Invariant fractocohesive length in thermally aged elastomers
Aimane Najmeddine, Santiago Marin, Zhen Xu, Connor Thompson, Guoliang Liu, Maryam Shakiba
TL;DR
The paper shows that the fractocohesive length $\xi = G_c/W_c$ remains invariant during homogeneous thermo-oxidative aging of elastomers, even as both $W_c$ and $G_c$ decline substantially. Through experiments on SBR and SR across multiple aging temperatures and times, complemented by a phase-field AT1 framework that links $\ell$ to $\xi$ via $\ell = \frac{3}{16}\xi$, the authors demonstrate consistent flaw-transition behavior governed by $\xi$ and provide a practical pathway to predict $G_c$ from tensile data. The invariant $\xi$ connects bulk and fracture responses, enabling fracture-toughness predictions for aged elastomers without extensive fracture testing, and it integrates with phase-field or cohesive-zone models using a network-morphology state variable. Limitations arise under non-homogeneous aging or mesoscale reorganization, but the work establishes a robust, physics-based bridge between aging kinetics and fracture resistance with broad implications for predictive durability of elastomeric components.
Abstract
The fractocohesive length - the ratio between fracture toughness and work-to-fracture - provides a material-specific length scale that characterizes the size-dependent fracture behavior of pristine elastomers. However, its relevance to thermally aged materials, where both toughness and work of fracture degrade dramatically, remains unexplored. Here, we demonstrate that despite severe thermal embrittlement, the fractocohesive length remains invariant throughout thermal aging, independent of temperature or duration. We verify this invariance experimentally for two elastomer systems (Styrene Butadiene Rubber and Silicone Rubber) at multiple aging temperatures for aging times up to eight weeks.

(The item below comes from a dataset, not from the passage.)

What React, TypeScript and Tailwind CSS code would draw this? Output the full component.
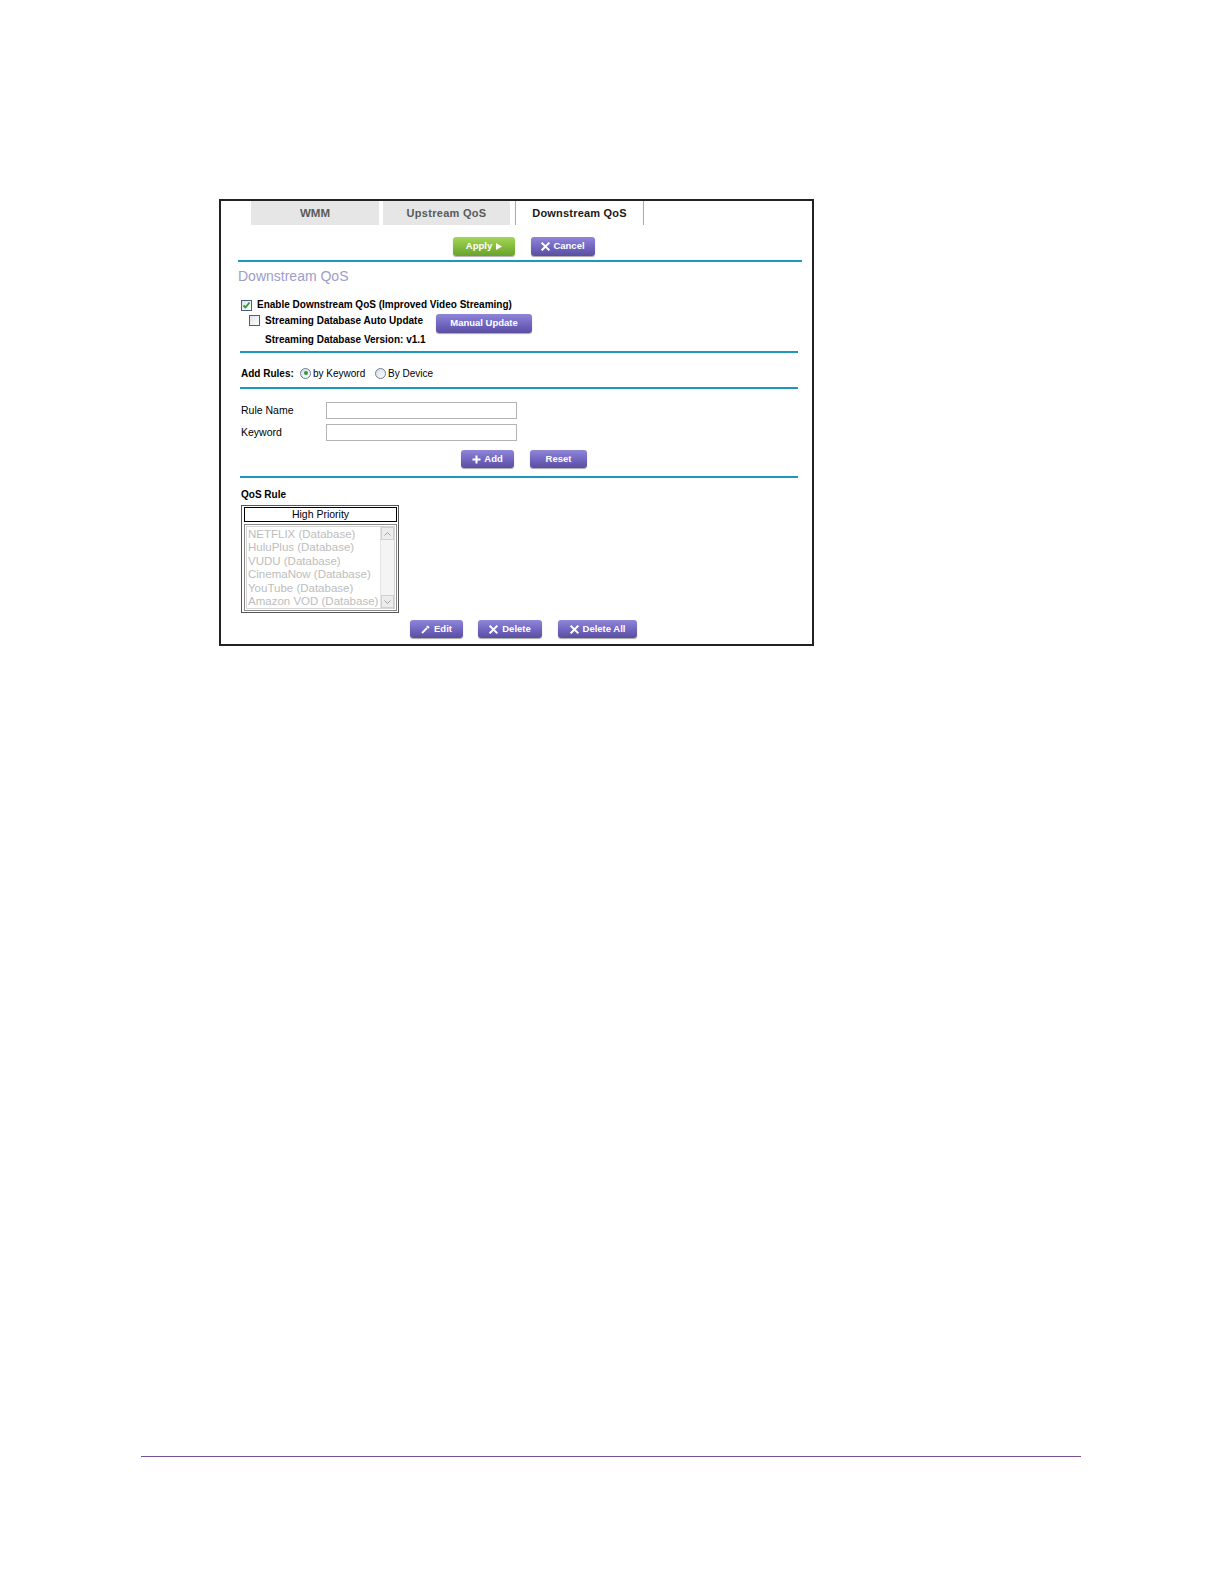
import React from "react";

const FONT = { fontFamily: '"Liberation Sans", Arial, sans-serif' };

function XIcon({ size = 8 }: { size?: number }) {
  return (
    <svg width={size} height={size} viewBox="0 0 10 10" className="shrink-0">
      <path d="M1.5 1.5 L8.5 8.5 M8.5 1.5 L1.5 8.5" stroke="white" strokeWidth="2.2" strokeLinecap="square" />
    </svg>
  );
}

function PBtn({ className, children }: { className: string; children: React.ReactNode }) {
  return (
    <div
      className={
        "flex items-center justify-center gap-[3px] rounded-[3px] bg-linear-to-b from-[#8f86d8] via-[#7368c2] to-[#5a4e9f] text-white font-bold text-[9.5px] shadow-[0_1px_1px_rgba(0,0,0,0.35)] " +
        className
      }
    >
      {children}
    </div>
  );
}

function BlueLine({ className }: { className: string }) {
  return <div className={"h-[2px] bg-[#1b97c0] " + className} />;
}

function Checkbox({ checked, className = "" }: { checked?: boolean; className?: string }) {
  return (
    <span className={"relative w-[11px] h-[11px] shrink-0 border border-[#4a5f7f] bg-linear-to-br from-[#dfe4ea] to-white " + className}>
      {checked && (
        <svg width="11" height="11" viewBox="0 0 11 11" className="absolute left-[-1px] top-[-1px]">
          <path d="M2.5 5.5 L4.5 7.5 L8.5 2.5" stroke="#2f9a2a" strokeWidth="1.8" fill="none" />
        </svg>
      )}
    </span>
  );
}

function Radio({ checked, className = "" }: { checked?: boolean; className?: string }) {
  return (
    <span className={"relative w-[11px] h-[11px] shrink-0 rounded-full border border-[#6d7d93] bg-linear-to-br from-[#d8dde4] to-white flex items-center justify-center " + className}>
      {checked && <span className="w-[4px] h-[4px] rounded-full bg-[#2e9a36]" />}
    </span>
  );
}

export default function App() {
  const items = [
    "NETFLIX (Database)",
    "HuluPlus (Database)",
    "VUDU (Database)",
    "CinemaNow (Database)",
    "YouTube (Database)",
    "Amazon VOD (Database)",
  ];
  return (
    <div className="w-[1224px] h-[1584px] bg-white text-black overflow-hidden" style={FONT}>
      <div className="pt-[199px] pl-[219px]">
        <div className="w-[595px] h-[447px] border-2 border-[#222] flex flex-col">
          {/* tabs */}
          <div className="flex h-[24px] pl-[30px] gap-[4px]">
            <div className="w-[128px] h-full bg-[#e6e6e6] flex items-center justify-center pt-px text-[11.5px] font-bold text-[#5a5a5a]">
              WMM
            </div>
            <div className="w-[127px] h-full bg-[#e6e6e6] flex items-center justify-center pt-px text-[11px] font-bold text-[#5a5a5a] tracking-[0.3px]">
              Upstream QoS
            </div>
            <div className="ml-[1px] w-[129px] h-full border-x border-[#aaaaaa] bg-white flex items-center justify-center pt-px text-[11px] font-bold text-[#1a1a1a] tracking-[0.2px]">
              Downstream QoS
            </div>
          </div>

          {/* apply / cancel */}
          <div className="mt-[12px] ml-[232px] flex gap-[16px] h-[19px]">
            <div className="w-[62px] h-full rounded-[3px] bg-linear-to-b from-[#a3d559] via-[#86bd3f] to-[#68a22d] text-white font-bold text-[9.5px] flex items-center justify-center gap-[4px] shadow-[0_1px_1px_rgba(0,0,0,0.3)]">
              <span>Apply</span>
              <svg width="6" height="7" viewBox="0 0 6 7">
                <path d="M0 0 L6 3.5 L0 7 Z" fill="white" />
              </svg>
            </div>
            <PBtn className="w-[64px] h-full gap-[1px]">
              <XIcon size={9} />
              <span>Cancel</span>
            </PBtn>
          </div>

          <BlueLine className="mt-[4px] ml-[17px] w-[564px]" />

          <div className="mt-[6px] ml-[17px] h-[16px] leading-[16px] text-[14px] text-[#9d9dca]">Downstream QoS</div>

          {/* enable */}
          <div className="mt-[14px] ml-[20px] h-[14px] flex items-center gap-[5px]">
            <Checkbox checked />
            <span className="text-[10px] font-bold leading-[14px]">Enable Downstream QoS (Improved Video Streaming)</span>
          </div>

          {/* auto update */}
          <div className="mt-[2px] ml-[28px] h-[19px] flex items-start">
            <Checkbox className="mt-[1px]" />
            <span className="ml-[5px] w-[171px] text-[10px] font-bold leading-[14px]">Streaming Database Auto Update</span>
            <PBtn className="w-[96px] h-[19px] text-[9.3px]">Manual Update</PBtn>
          </div>

          <div className="mt-[1px] ml-[44px] h-[12px] leading-[12px] text-[10px] font-bold">
            Streaming Database Version: v1.1
          </div>

          <BlueLine className="mt-[5px] ml-[19px] w-[558px]" />

          {/* add rules */}
          <div className="mt-[13px] ml-[20px] h-[14px] flex items-center text-[10px]">
            <span className="font-bold w-[59px]">Add Rules:</span>
            <Radio checked />
            <span className="ml-[2px] w-[61px]">by Keyword</span>
            <Radio className="ml-[1px]" />
            <span className="ml-[2px]">By Device</span>
          </div>

          <BlueLine className="mt-[7px] ml-[19px] w-[558px]" />

          {/* rule name */}
          <div className="mt-[13px] ml-[20px] h-[17px] flex items-center text-[10.5px]">
            <span className="w-[85px]">Rule Name</span>
            <div className="w-[191px] h-[17px] border border-[#b4b4b4] bg-white" />
          </div>
          <div className="mt-[5px] ml-[20px] h-[17px] flex items-center text-[10.5px]">
            <span className="w-[85px]">Keyword</span>
            <div className="w-[191px] h-[17px] border border-[#b4b4b4] bg-white" />
          </div>

          <div className="mt-[9px] ml-[240px] h-[18px] flex gap-[16px]">
            <PBtn className="w-[53px] h-full gap-[3px]">
              <svg width="9" height="9" viewBox="0 0 9 9">
                <path d="M4.5 0.5 V8.5 M0.5 4.5 H8.5" stroke="white" strokeWidth="2" />
              </svg>
              <span>Add</span>
            </PBtn>
            <PBtn className="w-[57px] h-full">Reset</PBtn>
          </div>

          <BlueLine className="mt-[8px] ml-[19px] w-[558px]" />

          <div className="mt-[11px] ml-[20px] h-[12px] leading-[12px] text-[10px] font-bold">QoS Rule</div>

          {/* list box */}
          <div className="mt-[4px] ml-[20px] w-[158px] h-[108px] border border-[#555] pt-[1px] pl-[2px] pr-[1px] pb-[2px] flex flex-col gap-[2px]">
            <div className="h-[15px] border border-black bg-white flex items-center justify-center text-[10.5px] leading-[13px]">
              High Priority
            </div>
            <div className="flex-1 border border-[#8a8a8a] p-px">
              <div className="h-full border border-[#d6d6d6] flex">
                <div className="flex-1 pl-[1px] pt-px text-[11.5px] leading-[13.4px] text-[#bdbdbd] whitespace-nowrap overflow-hidden">
                  {items.map((t) => (
                    <div key={t}>{t}</div>
                  ))}
                </div>
                <div className="w-[14px] h-full bg-[#f4f4f4] border-l border-[#e4e4e4] flex flex-col justify-between">
                  <div className="h-[13px] border border-[#d0d0d0] bg-[#ececec] flex items-center justify-center">
                    <svg width="7" height="4" viewBox="0 0 7 4">
                      <path d="M0.5 3.5 L3.5 0.5 L6.5 3.5" stroke="#a0a0a0" strokeWidth="1" fill="none" />
                    </svg>
                  </div>
                  <div className="h-[13px] border border-[#d0d0d0] bg-[#ececec] flex items-center justify-center">
                    <svg width="7" height="4" viewBox="0 0 7 4">
                      <path d="M0.5 0.5 L3.5 3.5 L6.5 0.5" stroke="#a0a0a0" strokeWidth="1" fill="none" />
                    </svg>
                  </div>
                </div>
              </div>
            </div>
          </div>

          {/* edit / delete */}
          <div className="mt-[7px] ml-[189px] h-[18px] flex">
            <PBtn className="w-[53px] h-full gap-[4px]">
              <svg width="9" height="9" viewBox="0 0 9 9">
                <path d="M1 8 L6 3" stroke="white" strokeWidth="1.8" />
                <path d="M5.2 1.6 L7.4 3.8 L8.6 2.2 L6.8 0.4 Z" fill="white" />
              </svg>
              <span>Edit</span>
            </PBtn>
            <PBtn className="ml-[15px] w-[64px] h-full gap-[4px]">
              <XIcon size={9} />
              <span>Delete</span>
            </PBtn>
            <PBtn className="ml-[16px] w-[79px] h-full gap-[4px]">
              <XIcon size={9} />
              <span>Delete All</span>
            </PBtn>
          </div>
        </div>
      </div>
      <div className="mt-[810px] ml-[141px] w-[940px] h-px bg-[#7b4f93]" />
    </div>
  );
}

This finding bridges a critical gap in fracture mechanics of aged polymers: while the evolution of work-to-fracture can be predicted from well-established constitutive models that track network changes (crosslink density and chain scission), the evolution of fracture toughness has lacked predictive frameworks. The invariance of fractocohesive length enables direct calculation of fracture toughness at any aging state from the predicted work of fracture, eliminating the need for extensive fracture testing on aged elastomers and providing a crucial missing link for computational fracture predictions in aged elastomeric components.